Indonesia diharapkan berperan di tataran regional maupun internasional untuk menjadi lumbung pangan (dan air). Implisit di dalam target tersebutadalahkeinginanmelakukan swasembada walaupun arahnya bukan menutup diri, melainkan sebagai penyedia pasokan pangan bagi dunia. Sejauh mata memandang, langkah ke sana belum optimal digarap. Pertama karena pendekatan diplomasi yang ada belum mengarah pada penciptaan gerakan tanam bersama di lahan bumi yang jumlahnya makin terbatas.
Lahan diperlakukan seolaholah komoditas yang tak ada habisnya. Jika semua negara dibebaskan untuk secara swadaya melakukan pengelolaan lahan secara eksklusif, dalam kurun waktu 20 tahun mendatang sudah akan bermunculan negaranegara yang lebih miskin dari sekarang. Saat ini sejumlah negara seperti China, India,AS secara agresif mencari lahan- lahan subur di seluruh dunia untuk bercocok tanam dan beternak.
Hasilnya langsung diboyong ke negara masing-masing; penduduk setempat yang bercocok tanam dan beternak hanya bisa gigit jari. Kecenderungan saling rebut lahan ini tidak bisa distop dengan skema-skema kerja sama internasional yang ada sekarang karena yang sekarang digarap adalah kerja sama perdagangan, pembuatan lumbung bersama,larangan proteksi, dan sejenisnya.
Semuanya tidak menyentuh esensi pangan sebagai barang publik (public goods). Karena lahan dan air adalah hak semua umat manusia, sebenarnya penggunaan barang tersebut oleh pihak lain tidak bisa dilarang (non-excludable) dan tidak boleh mengurangi kenikmatan pihak lain ketika menggunakan barang tersebut (non-rivalry).

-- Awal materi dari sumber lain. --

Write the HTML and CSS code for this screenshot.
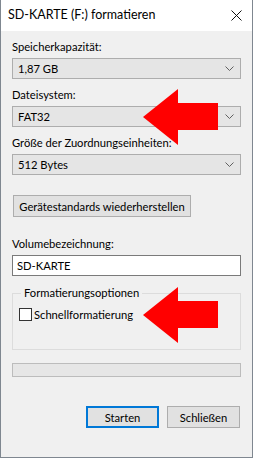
FILE: index.html
```html
<!DOCTYPE html>
<html lang="de">
<head>
    <meta charset="UTF-8">
    <title>SD-KARTE (F:) formatieren</title>
    <link rel="stylesheet" href="styles.css">
</head>
<body>
    <div class="window">
        <div class="titlebar">
            <span class="title">SD-KARTE (F:) formatieren</span>
            <svg class="close" width="11" height="11" viewBox="0 0 11 11">
                <path d="M0.5 0.5 L10.5 10.5 M10.5 0.5 L0.5 10.5" stroke="#111" stroke-width="1" fill="none"/>
            </svg>
        </div>

        <div class="content">
            <label class="field-label">Speicherkapazität:</label>
            <div class="combo">
                <span>1,87 GB</span>
                <svg class="chevron" width="9" height="5" viewBox="0 0 9 5"><polyline points="0.5,0.5 4.5,4.5 8.5,0.5" stroke="#606060" fill="none"/></svg>
            </div>

            <label class="field-label">Dateisystem:</label>
            <div class="combo">
                <span>FAT32</span>
                <svg class="chevron" width="9" height="5" viewBox="0 0 9 5"><polyline points="0.5,0.5 4.5,4.5 8.5,0.5" stroke="#606060" fill="none"/></svg>
            </div>

            <label class="field-label">Größe der Zuordnungseinheiten:</label>
            <div class="combo">
                <span>512 Bytes</span>
                <svg class="chevron" width="9" height="5" viewBox="0 0 9 5"><polyline points="0.5,0.5 4.5,4.5 8.5,0.5" stroke="#606060" fill="none"/></svg>
            </div>

            <button class="btn btn-defaults">Gerätestandards wiederherstellen</button>

            <label class="field-label">Volumebezeichnung:</label>
            <div class="textbox">SD-KARTE</div>

            <fieldset class="group">
                <legend>Formatierungsoptionen</legend>
                <div class="check-row">
                    <span class="checkbox"></span>
                    <span>Schnellformatierung</span>
                </div>
            </fieldset>

            <div class="progress"></div>

            <div class="actions">
                <button class="btn btn-default">Starten</button>
                <button class="btn">Schließen</button>
            </div>
        </div>

        <!-- rote Markierungspfeile -->
        <svg class="arrow arrow-fs" width="76" height="56" viewBox="0 0 76 56">
            <polygon points="0,28 35,0 35,14 75,14 75,41 35,41 35,56" fill="#ff0000"/>
        </svg>
        <svg class="arrow arrow-quick" width="76" height="56" viewBox="0 0 76 56">
            <polygon points="0,28 35,0 35,14 75,14 75,41 35,41 35,56" fill="#ff0000"/>
        </svg>
    </div>
</body>
</html>
```

FILE: styles.css
```css
body {
    margin: 0;
    font-family: 'Lato', 'Noto Sans', sans-serif;
    font-size: 11.2px;
    color: #000;
}
.window {
    position: relative;
    width: 253px;
    height: 458px;
    box-sizing: border-box;
    border: 1px solid #7f8790;
    border-top: none;
    background-color: #f0f0f0;
}
.titlebar {
    height: 31px;
    background-color: #fff;
    display: flex;
    align-items: center;
    justify-content: space-between;
    padding: 0 10px 0 7px;
}
.title {
    font-size: 12.5px;
    margin-top: -2px;
}
.close {
    display: block;
    margin-top: -1px;
}
.content {
    padding: 8px 11px 0 11px;
    display: flex;
    flex-direction: column;
}
.field-label {
    display: block;
    line-height: 16px;
    margin-bottom: 3px;
}
.combo {
    height: 21px;
    box-sizing: border-box;
    border: 1px solid #adadad;
    background-color: #e5e5e5;
    display: flex;
    align-items: center;
    justify-content: space-between;
    padding: 0 6px 0 5px;
    margin-bottom: 8px;
}
.chevron {
    display: block;
}
.btn {
    font-family: inherit;
    font-size: 11.2px;
    background-color: #e1e1e1;
    border: 1px solid #adadad;
    height: 22px;
    padding: 0;
    color: #000;
    white-space: nowrap;
}
.btn-defaults {
    align-self: flex-start;
    width: 178px;
    margin: 12px 0 0 1px;
}
.btn-defaults + .field-label {
    margin-top: 19px;
}
.textbox {
    height: 21px;
    box-sizing: border-box;
    border: 1px solid #7a7a7a;
    background-color: #fff;
    line-height: 19px;
    padding-left: 4px;
}
.group {
    margin: 10px 0 0 0;
    padding: 7px 6px 0 6px;
    height: 64px;
    box-sizing: border-box;
    border: 1px solid #dcdcdc;
}
.group legend {
    padding: 0 3px;
    margin-left: 2px;
    line-height: 14px;
}
.check-row {
    display: flex;
    align-items: center;
    gap: 2px;
    line-height: 15px;
}
.checkbox {
    width: 13px;
    height: 13px;
    box-sizing: border-box;
    border: 1px solid #333;
    background-color: #fff;
}
.progress {
    height: 14px;
    box-sizing: border-box;
    border: 1px solid #bcbcbc;
    background-color: #e6e6e6;
    margin-top: 13px;
}
.actions {
    display: flex;
    justify-content: flex-end;
    gap: 8px;
    margin-top: 29px;
    padding-right: 1px;
}
.actions .btn {
    width: 73px;
}
.btn-default {
    border: 2px solid #0078d7;
}
.arrow {
    position: absolute;
    left: 142px;
}
.arrow-fs {
    top: 89px;
}
.arrow-quick {
    top: 287px;
}
```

Artinya, perlu ada skema kerja sama multilateral dan regional yang mengarah pada penggunaan bersama lahan dan air untuk pertanian.
Biaya diatur terjangkau karena pemerintah melakukan subsidi melalui skema kerja sama dengan negara lain. Ada pula mekanisme untuk menggentarkan negara lain untuk sekadar numpang enak (free rider) meskipun tentu perlu ada harga khusus bagi negara-negara yang memang kurang mampu. Artinya bahwa diplomasi perlu dibedakan pendekatannya untuk penyediaan produk pangan primer atau mentah. Beras, tebu, buah-buahan, sayur-mayur, gandum, biji-bijian, misalnya, adalah produk pangan primer yang menjadi hak semua orang di bumi.
Teknologi untuk mengelola kecukupan panen produk ini sebenarnya tidak bisa dipagari dengan hak paten karena pada akhirnya ini menyangkut kecukupan panen bagi sesama manusia. MP3EI perlu memikirkan konsekuensi dari kebutuhan diplomasi produk primer pertanian ini seperti mekanisme menjaga tata ruang dan wilayah dan kontrak pemanfaatan lahan oleh pihak asing. Ini tidak boleh salah langkah dan jelas bukan semata soal penyediaan infrastruktur fisik seperti fokus MP3EI sekarang.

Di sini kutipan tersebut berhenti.